Paper ballots could come to Hays County

Guest Column

Modern paper voting systems have the speed and convenience of electronic vote counting while providing a software-independent way to audit the electronic count. Hays County wants to replace its aging voting machines, and an increasing number of voters are asking for a system with this paper audit trail. The county’s original timeline required a decision last summer. At that time, a couple of outdated state regulations ruled out any paper option. However, the selection process has been delayed, and recent state decisions have removed those barriers.

The Texas Secretary of State (SOS) maintains a list of approved voting machines, and counties must choose from the following:

  • An all-electronic voting option that is like our current machines, but with a touch-screen interface instead of a wheel and buttons. There is no paper ballot trail.
  • A hand-marked paper ballot that is electronically scanned and counted. This is not your grandfather’s paper ballot. The bubbles are bigger, and the scanner software is better at handling poorly-marked ballots. You mark the ballot and feed it into the scanner.
  • A machine-marked paper ballot that is electronically scanned and counted. The voter interface is a touch screen, and the device prints out your choices in human-readable form as well as a barcode. You feed this printout into the scanner.

Until recently, an SOS regulation blocked us from using paper ballot scanners in early voting. The SOS changed this regulation in October, and both of the paper ballot solutions can now be used in early voting.

Another regulation affects our ability to move to county-wide voter centers in the future. Under the voter center program, a voter can go to any polling place in the county on Election Day. Hays County has not taken a decision to implement voter centers, but it wants to keep that option open.

State law requires the use of “direct recording electronic” (DRE) voting machines in county-wide voter centers. “DRE” has traditionally been interpreted as meaning all-electronic. Bills were introduced in the last legislative session to remove the DRE restriction, but the Senate bill was caught up in the storm over more controversial issues. The next opportunity to change the law will be in the 2019 session.

However, there is a partial fix that involves the interpretation of that law. In late October, the Texas Attorney General issued an opinion that machine-marked paper ballot systems are DREs for purposes of the law. This decision did not affect the status of hand-marked ballots. This opinion could be challenged in court (for example, by the maker of the handmarked system).

Unless we wait until the 2019 session to make a decision (which would mean the machines would not be used until 2020), our paper options are as follows:

  • If we want paper and (barring a successful challenge) the ability to go to voter centers without legislative action, we can go with machine-marked ballots.
  • If we are willing to gamble that the legislature will remove the DRE requirement before we’re ready to go to voter centers, we could pick the handmarked ballots.

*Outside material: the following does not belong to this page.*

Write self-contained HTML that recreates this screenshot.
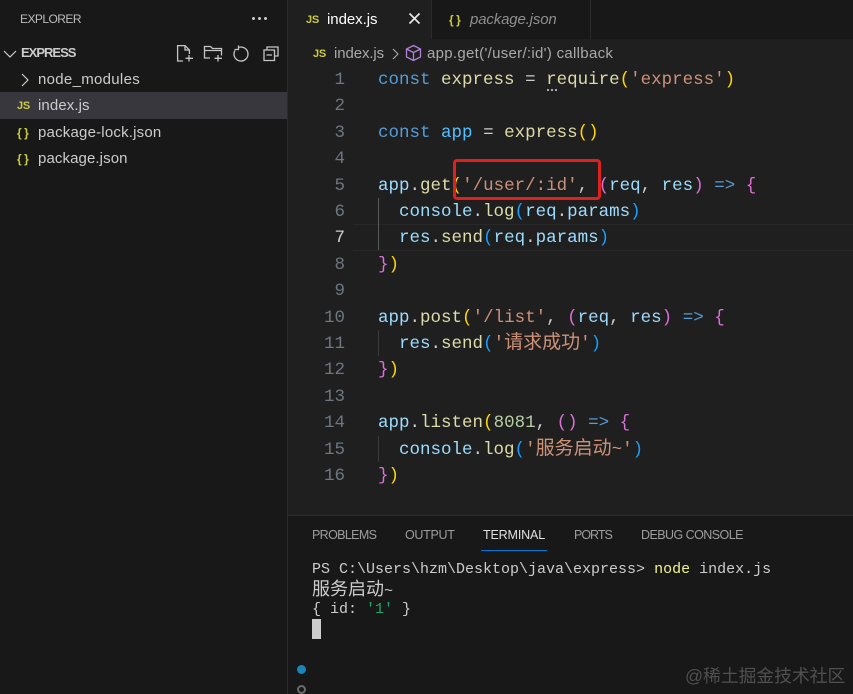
<!DOCTYPE html>
<html><head><meta charset="utf-8">
<style>
html,body{margin:0;padding:0;background:#1f1f1f}
#r{position:relative;width:853px;height:694px;overflow:hidden;background:#1f1f1f;font-family:"Liberation Sans","Noto Sans CJK SC",sans-serif}
#r div,#r svg{position:absolute}
.t{white-space:pre;line-height:20px;height:20px}
.f{font-size:15px;color:#cccccc;left:38px;letter-spacing:.1px}
.js{font-weight:700;font-size:11px;color:#cbcb41;letter-spacing:-.2px}
.br{font-weight:700;font-size:12px;color:#cbcb41;letter-spacing:2.500px}
.ln{left:310px;width:35px;text-align:right;font:17.5px/26px "Liberation Mono",monospace;color:#6e7681;height:26px}
.c{left:378px;font:17.5px/26px "Liberation Mono","Noto Sans CJK SC",monospace;white-space:pre;height:26px;color:#9cdcfe}
.c i{font-style:normal;font-size:19px;line-height:1}
.k{color:#569cd6}.v{color:#4fc1ff}.m{color:#dcdcaa}.s{color:#ce9178}.y{color:#ffd700}.p{color:#da70d6}.b{color:#179fff}.w{color:#cccccc}.n{color:#b5cea8}.a{color:#569cd6}
.tb{font-size:12.5px;color:#9d9d9d;top:525px;white-space:pre;line-height:20px;letter-spacing:-.3px}
.o{left:312px;font:15px/20px "Liberation Mono","Noto Sans CJK SC",monospace;color:#cccccc;white-space:pre;height:20px}
.o i{font-style:normal;font-size:18px;line-height:1}
</style></head><body>
<div id="r">
<!-- sidebar -->
<div style="left:0;top:0;width:287px;height:694px;background:#181818"></div>
<div style="left:287px;top:0;width:1px;height:694px;background:#2b2b2b"></div>
<div class="t" style="left:20px;top:9px;font-size:12px;color:#bbbbbb;letter-spacing:-.55px">EXPLORER</div>
<div style="left:252px;top:17px;width:3px;height:3px;border-radius:2px;background:#ccc;box-shadow:6px 0 #ccc,12px 0 #ccc"></div>
<svg style="left:2px;top:47px" width="16" height="14" fill="none" stroke="#cccccc" stroke-width="1.2"><path d="M2 4l6 6 6-6"/></svg>
<div class="t" style="left:21px;top:43px;font-size:13px;font-weight:700;color:#cccccc;letter-spacing:-1px">EXPRESS</div>
<svg style="left:175px;top:44px" width="105" height="20" fill="none" stroke="#c5c5c5" stroke-width="1.3">
<path d="M8 17H2.600V1.600H10l4.400 4.400v4M10 1.600V6h4.400M14 11v6.500M10.500 14.300h7.500"/>
<path d="M35 14h-5.500V2.500h6l2 2h9v7M29.500 6.500h17M43 11v6.500M39.500 14.300h7.500"/>
<path d="M63 3.700A7 7 0 1 1 60 6.400M63.500 1.500V5.500H59.500"/>
<path d="M92 6V3h11v9h-3M89 6h10.500v10.500H89zM91.500 11h5.500"/>
</svg>
<div class="t f" style="top:70px;letter-spacing:.3px">node_modules</div>
<svg style="left:20px;top:73px" width="12" height="14" fill="none" stroke="#cccccc" stroke-width="1.2"><path d="M2 1l6 6-6 6"/></svg>
<div style="left:0;top:92px;width:287px;height:27px;background:#37373d"></div>
<div class="t js" style="left:17px;top:96px">JS</div>
<div class="t f" style="top:96px">index.js</div>
<div class="t br" style="left:17px;top:123px">{}</div>
<div class="t f" style="top:123px;letter-spacing:.2px">package-lock.json</div>
<div class="t br" style="left:17px;top:149px">{}</div>
<div class="t f" style="top:149px">package.json</div>
<!-- tabs -->
<div style="left:288px;top:0;width:565px;height:39px;background:#181818"></div>
<div style="left:288px;top:0;width:143px;height:39px;background:#1f1f1f"></div>
<div style="left:431px;top:0;width:1px;height:39px;background:#2b2b2b"></div>
<div style="left:590px;top:0;width:1px;height:39px;background:#2b2b2b"></div>
<div class="t js" style="left:306px;top:10px">JS</div>
<div class="t" style="left:327px;top:10px;font-size:15px;color:#ffffff;letter-spacing:-.05px">index.js</div>
<svg style="left:408px;top:12px" width="13" height="13" fill="none" stroke="#e8e8e8" stroke-width="1.700"><path d="M1.500 1.500l10 10M11.500 1.500l-10 10"/></svg>
<div class="t br" style="left:449px;top:10px">{}</div>
<div class="t" style="left:470px;top:10px;font-size:15px;font-style:italic;color:#8f8f8f;letter-spacing:-.15px">package.json</div>
<!-- breadcrumb -->
<div class="t js" style="left:313px;top:44px">JS</div>
<div class="t" style="left:334px;top:44px;font-size:15px;color:#a9a9a9;letter-spacing:-.1px">index.js</div>
<svg style="left:391px;top:47px" width="10" height="14" fill="none" stroke="#a9a9a9" stroke-width="1.100"><path d="M2 2l5 5-5 5"/></svg>
<svg style="left:405px;top:44px" width="17" height="18" fill="none" stroke="#b180d7" stroke-width="1.300"><path d="M8.500 1.500l7 3.500v8l-7 3.500-7-3.500V5zM1.500 5l7 3.500 7-3.500M8.500 8.500v8"/></svg>
<div class="t" style="left:427px;top:44px;font-size:15px;color:#a9a9a9;letter-spacing:.3px">app.get('/user/:id') callback</div>
<!-- active line + guides -->
<div style="left:353px;top:224px;width:500px;height:25px;border-top:1px solid #282828;border-bottom:1px solid #282828"></div>
<div style="left:378px;top:198px;width:1px;height:52px;background:#5a5a5a"></div>
<div style="left:378px;top:330px;width:1px;height:26px;background:#3a3a3a"></div>
<div style="left:378px;top:436px;width:1px;height:26px;background:#3a3a3a"></div>
<!-- line numbers -->
<div class="ln" style="top:67px">1</div><div class="ln" style="top:93px">2</div><div class="ln" style="top:120px">3</div><div class="ln" style="top:146px">4</div>
<div class="ln" style="top:173px">5</div><div class="ln" style="top:199px">6</div><div class="ln" style="top:225px;color:#cccccc">7</div><div class="ln" style="top:252px">8</div>
<div class="ln" style="top:278px">9</div><div class="ln" style="top:305px">10</div><div class="ln" style="top:331px">11</div><div class="ln" style="top:357px">12</div>
<div class="ln" style="top:384px">13</div><div class="ln" style="top:410px">14</div><div class="ln" style="top:437px">15</div><div class="ln" style="top:463px">16</div>
<!-- code -->
<div class="c" style="top:67px"><span class="k">const</span> <span class="m">express</span> <span class="w">=</span> <span class="m">require</span><span class="y">(</span><span class="s">'express'</span><span class="y">)</span></div>
<div style="left:547px;top:89px;width:2px;height:2px;background:#aaa;box-shadow:4px 0 #aaa,8px 0 #aaa"></div>
<div class="c" style="top:120px"><span class="k">const</span> <span class="v">app</span> <span class="w">=</span> <span class="m">express</span><span class="y">()</span></div>
<div class="c" style="top:173px"><span>app</span><span class="w">.</span><span class="m">get</span><span class="y">(</span><span class="s">'/user/:id'</span><span class="w">,</span> <span class="p">(</span>req<span class="w">,</span> res<span class="p">)</span> <span class="a">=&gt;</span> <span class="p">{</span></div>
<div class="c" style="top:199px">  console<span class="w">.</span><span class="m">log</span><span class="b">(</span>req<span class="w">.</span>params<span class="b">)</span></div>
<div class="c" style="top:225px">  res<span class="w">.</span><span class="m">send</span><span class="b">(</span>req<span class="w">.</span>params<span class="b">)</span></div>
<div class="c" style="top:252px"><span class="p">}</span><span class="y">)</span></div>
<div class="c" style="top:305px">app<span class="w">.</span><span class="m">post</span><span class="y">(</span><span class="s">'/list'</span><span class="w">,</span> <span class="p">(</span>req<span class="w">,</span> res<span class="p">)</span> <span class="a">=&gt;</span> <span class="p">{</span></div>
<div class="c" style="top:331px">  res<span class="w">.</span><span class="m">send</span><span class="b">(</span><span class="s">'<i>请求成功</i>'</span><span class="b">)</span></div>
<div class="c" style="top:357px"><span class="p">}</span><span class="y">)</span></div>
<div class="c" style="top:410px">app<span class="w">.</span><span class="m">listen</span><span class="y">(</span><span class="n">8081</span><span class="w">,</span> <span class="p">()</span> <span class="a">=&gt;</span> <span class="p">{</span></div>
<div class="c" style="top:437px">  console<span class="w">.</span><span class="m">log</span><span class="b">(</span><span class="s">'<i>服务启动</i>~'</span><span class="b">)</span></div>
<div class="c" style="top:463px"><span class="p">}</span><span class="y">)</span></div>
<!-- red box -->
<div style="left:453px;top:159px;width:142px;height:35px;border:3px solid #e0201c;border-radius:4px"></div>
<!-- panel -->
<div style="left:288px;top:515px;width:565px;height:179px;background:#181818;border-top:1px solid #2b2b2b"></div>
<div class="tb" style="left:312px;letter-spacing:-.65px">PROBLEMS</div>
<div class="tb" style="left:405px">OUTPUT</div>
<div class="tb" style="left:483px;color:#e0e0e0;letter-spacing:-.15px">TERMINAL</div>
<div class="tb" style="left:574px;letter-spacing:-1px">PORTS</div>
<div class="tb" style="left:641px;letter-spacing:-.55px">DEBUG CONSOLE</div>
<div style="left:481px;top:550px;width:66px;height:1px;background:#0078d4"></div>
<div class="o" style="top:560px">PS C:\Users\hzm\Desktop\java\express&gt; <span style="color:#f1f58f">node</span> index.js</div>
<div class="o" style="top:582px"><i>服务启动</i>~</div>
<div class="o" style="top:600px">{ id: <span style="color:#23a56f">'1'</span> }</div>
<div style="left:312px;top:619px;width:9px;height:20px;background:#cccccc"></div>
<div style="left:297px;top:665px;width:9px;height:9px;border-radius:50%;background:#1a85b8"></div>
<div style="left:297px;top:685px;width:5px;height:5px;border-radius:50%;border:2px solid #6b6b6b"></div>
<!-- watermark -->
<div class="t" style="left:685px;top:666px;font-size:17.800px;line-height:20px;color:#505050">@稀土掘金技术社区</div>
</div>
</body></html>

Legal issues aside, which paper ballot system is better? I was on the citizen’s Election Equipment Upgrade Committee, and the original time constraints limited the scope of our evaluation. We were able to examine the voting place equipment, and both types of paper systems seemed acceptable. But there was no time to examine the back office systems that define and deploy the ballots and that compile and report the results. These systems are important in determining the security of an election and the amount of administrative work required. Now that the time constraints have been relaxed, we should allow the county IT department to examine these back office systems. If they determine that the hand-marked system has significant advantages, I think the greater uncertainty about voter centers is an acceptable risk. If there is no clear advantage, the machine-marked system is a safer choice. Either way, Hays County now has a viable option for a voting system that includes paper ballots.

Robert Smith is a resident of Wimberley.